So, you have a home warranty, and you’re converting your home to a rental property. Should you keep the home warranty? I get it. It’s peace of mind. It’s a cheap service call fee, problem fixed, super easy. If only it really were that easy.
Home warranties can be great, but they’re more tailored to homes where the owner lives there. Some buyers will purchase a home warranty, or negotiate it in the sales contract, for the first year they own a home to ensure that there are no major maintenance surprises. But, it’s difficult having a home warranty in place for a rental. Here’s a few reasons why.
- First off, they aren’t free. You pay around $500-600 per year – depending on your plan, and then anywhere from $75-100 each service call. Say you use them 2 times a year, for two years. You’ve just spent roughly $1,500.

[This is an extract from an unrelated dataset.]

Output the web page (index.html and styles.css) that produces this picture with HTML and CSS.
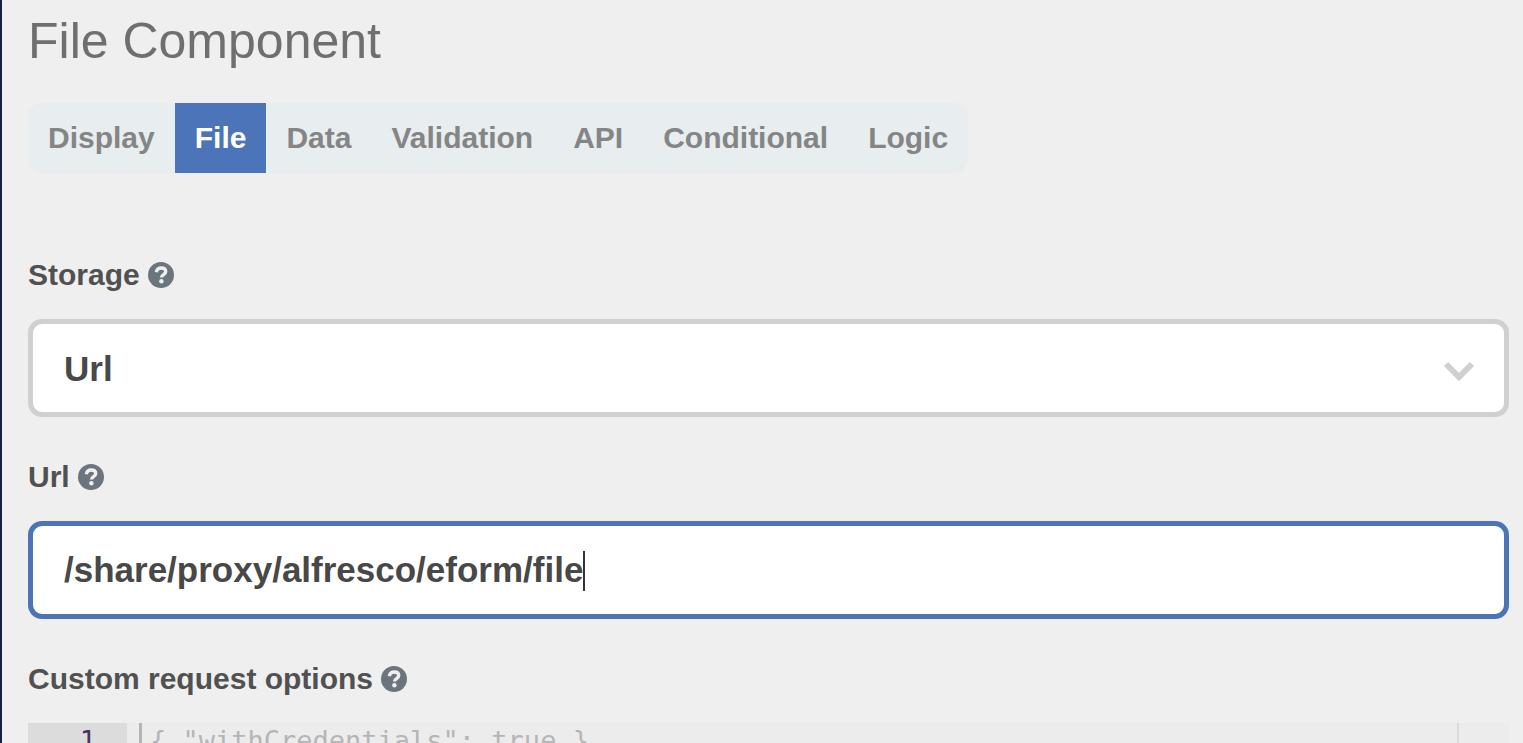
FILE: index.html
```html
<!DOCTYPE html>
<html lang="en">
<head>
<meta charset="utf-8">
<title>File Component</title>
<link rel="stylesheet" href="styles.css">
</head>
<body>
<svg class="defs" aria-hidden="true">
  <symbol id="help" viewBox="0 0 26 26">
    <circle cx="13" cy="13" r="13" fill="#6c757d"/>
    <path d="M8.300 10.200C8.800 7.300 10.600 6 13.200 6c2.700 0 4.500 1.400 4.500 3.600 0 3.300-4.200 2.900-4.200 6" fill="none" stroke="#efefef" stroke-width="3.400"/>
    <circle cx="13.400" cy="19.300" r="2.200" fill="#efefef"/>
  </symbol>
</svg>
<main class="panel">
  <h1 class="title">File Component</h1>
  <nav class="tabs">
    <a class="tab" href="#display">Display</a>
    <a class="tab tab-active" href="#file" aria-current="page">File</a>
    <a class="tab" href="#data">Data</a>
    <a class="tab" href="#validation">Validation</a>
    <a class="tab" href="#api">API</a>
    <a class="tab" href="#conditional">Conditional</a>
    <a class="tab" href="#logic">Logic</a>
  </nav>
  <form class="form">
    <div class="field">
      <div class="label-row">
        <label for="storage">Storage</label>
        <svg class="help" aria-hidden="true"><use href="#help"/></svg>
      </div>
      <div class="control-wrap">
        <select class="control" id="storage"><option>Url</option></select>
        <svg class="chevron" viewBox="0 0 32 20" aria-hidden="true"><path d="M3 3l13 13L29 3"/></svg>
      </div>
    </div>
    <div class="field">
      <div class="label-row">
        <label for="url">Url</label>
        <svg class="help" aria-hidden="true"><use href="#help"/></svg>
      </div>
      <div class="control-wrap">
        <input class="control control-focused" id="url" type="text" value="/share/proxy/alfresco/eform/file" spellcheck="false">
        <span class="caret"></span>
      </div>
    </div>
    <div class="field">
      <div class="label-row">
        <label for="options">Custom request options</label>
        <svg class="help" aria-hidden="true"><use href="#help"/></svg>
      </div>
      <div class="editor">
        <div class="gutter">1</div>
        <textarea class="code" id="options" placeholder='{ "withCredentials": true }' spellcheck="false"></textarea>
        <div class="print-margin"></div>
      </div>
    </div>
  </form>
</main>
</body>
</html>
```
FILE: styles.css
```css
* { box-sizing: border-box; }

body {
  margin: 0;
  background: #efefef;
  font-family: "Liberation Sans", Arial, sans-serif;
}

.defs { display: none; }

.panel {
  height: 100vh;
  overflow: hidden;
  padding: 12px 14px 0 26px;
  border-left: 2px solid #15233f;
}

.title {
  margin: 0 0 33px;
  font-size: 50px;
  font-weight: 400;
  line-height: 58px;
  color: #6f6f6f;
}

.tabs {
  display: flex;
  width: fit-content;
  background: #e8edef;
  border-radius: 14px;
}

.tab {
  padding: 0 20px;
  font-size: 30px;
  font-weight: 700;
  line-height: 70px;
  color: #858585;
  text-decoration: none;
}

.tab-active {
  background: #4b74b9;
  color: #fff;
}

.form {
  display: flex;
  flex-direction: column;
  gap: 40px;
  padding-top: 82px;
}

.field {
  display: flex;
  flex-direction: column;
  gap: 24px;
}

.label-row {
  display: flex;
  align-items: center;
  gap: 8px;
  font-size: 30px;
  font-weight: 700;
  line-height: 40px;
  color: #515151;
}

.help {
  width: 26px;
  height: 26px;
}

.control-wrap { position: relative; }

.control {
  display: block;
  width: 100%;
  height: 98px;
  padding: 0 31px;
  border: 5px solid #d0d0d0;
  border-radius: 14px;
  outline: 0;
  appearance: none;
  background: #fff;
  font: 700 35px "Liberation Sans", Arial, sans-serif;
  color: #484848;
}

.control-focused { border-color: #4b74b9; }

.chevron {
  position: absolute;
  top: 42px;
  right: 34px;
  width: 32px;
  height: 20px;
  fill: none;
  stroke: #d0d0d0;
  stroke-width: 6;
  pointer-events: none;
}

.caret {
  position: absolute;
  top: 30px;
  left: 555px;
  width: 2px;
  height: 40px;
  background: #333;
}

.editor {
  display: flex;
  height: 200px;
  background: #ececec;
  font: 27px/36px "DejaVu Sans Mono", monospace;
}

.gutter {
  width: 99px;
  padding-right: 31px;
  background: #dcdcdc;
  color: #45355f;
  text-align: right;
}

.code {
  flex: 1;
  margin-left: 12px;
  padding: 0 0 0 8px;
  border: 0;
  border-left: 3px solid #b5b5b5;
  outline: 0;
  resize: none;
  background: transparent;
  font: inherit;
}

.code::placeholder { color: #b5b5b5; opacity: 1; }

.print-margin {
  width: 52px;
  border-left: 2px solid #dadada;
}
```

- Second, tenants get frustrated at the delay of the warranty company. A typical contract will allow several business days to just schedule the appointment. This means that if it’s a major system malfunction such as AC, furnace, or water heater, your tenants are living without for several days. I had this happen on a rental a few years ago – the owners insisted on using their home warranty company, and their tenants were left without hot water for almost two weeks. Guess what – the tenants didn’t renew their lease.
- It’s so much easier for the homeowner to be more patient with the home warranty. For a tenant, they have nothing to gain by the landlord using a home warranty, so they get super frustrated when the repairs are delayed.
- The home warranty company is going to do their best to repair, not replace. Just because your 15 year old AC isn’t working, doesn’t mean the warranty company is going to automatically replace it. They’re going to do what they can to avoid replacing the unit, even if that means lots of outages.
- You have to read the fine print. Many home warranty companies charge a premium for AC service, garage openers, refrigerators, stuff like that. They also might deny a claim due to wear and tear, or because something was modified. I just heard recently of a claim that was denied because someone painted the AC unit.
In theory, yes home warranties sound great. And for a homeowner who lives in their house, they’re definitely more beneficial. For rentals, there’s just too many negative impacts that don’t make them worth it. I hope this helps shed some light for you on home warranties in rental properties.